Dimara Coulouras

Dance Instructor, American Dance and Drama Studio, New York City

Education:
Bachelor of Arts in Dance, UNC Charlotte (2017)

Hometown: Dunstable, MA

Dimara Coulouras was a student at UNC Charlotte when she first traveled to New York City. 

“The summer after my freshman year I was granted a scholarship through the dance department and the help of Martha Graham Dance Company alumna, Professor Kim Jones. This first experience living and dancing in NYC really opened my eyes to what kind of career path I wanted to take.”

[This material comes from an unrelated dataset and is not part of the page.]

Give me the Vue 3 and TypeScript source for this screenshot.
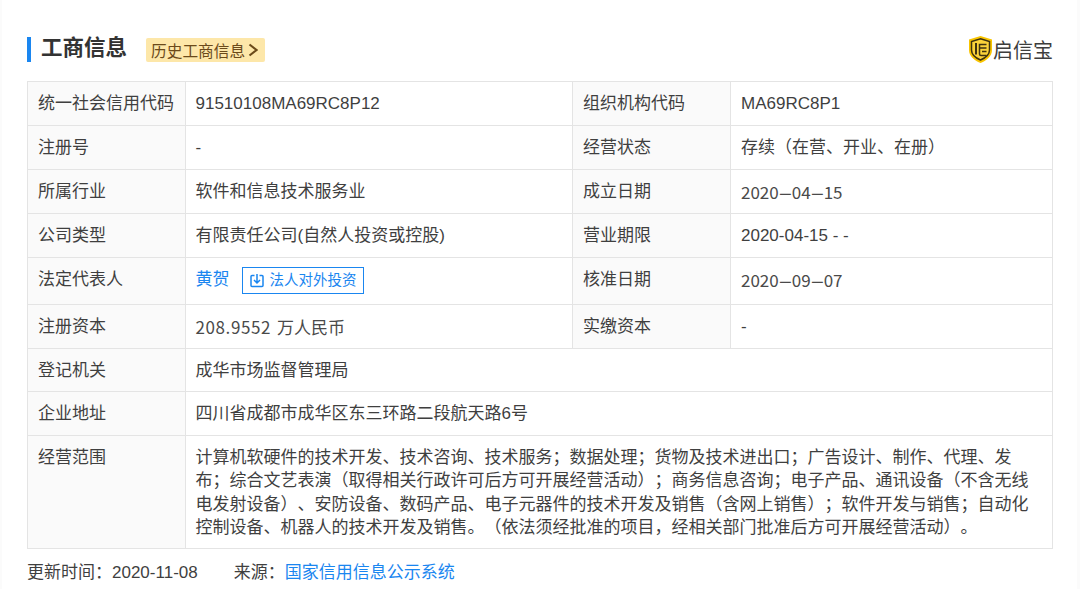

When she graduated from the UNC Charlotte Department of Dance in May 2017, with a concentration in performance, choreography, and theory, she moved to New York, where she now teaches and performs as a freelance. Recently, she participated in a particularly beautiful and moving public performance, The Table of Silence Project 9/11This transcendent ceremony for 100 dancers, created in 2011 by choreographer Jacqulyn Buglisi and artist Rossella Vasta, was performed most recently on September 11, 2017, on the Plaza at Lincoln Center.  

Dimara credits her time at UNC Charlotte with building the skills and courage needed to embark on a dance career in a big city:

“Through my time at UNC Charlotte, I learned the discipline it took to condition your body mind and spirit to train in dance every day. Along with my technical dance studies, UNC Charlotte gave me a more broad education through liberal arts and dance theory classes that were required. I learned my potential and gained the confidence in myself to pursue a career as a professional dancer while at UNC Charlotte.” 

Among the highlights of her time as a student was performing a Martha Graham work at the Joyce Theater in New York City, when the dance department performed Steps in the Street in the Graham Company University Partners Showcase in 2015. “Dancing in such an important venue and sharing the stage with some of my most idolized dancers is an experience I will never forget.”

Above all, she expresses gratitude for the department’s “home away from home” community environment: “The faculty and students are some of the most genuine and accepting group of individuals I met during my time at Charlotte, and I was so glad to be from a department that was so inclusive.”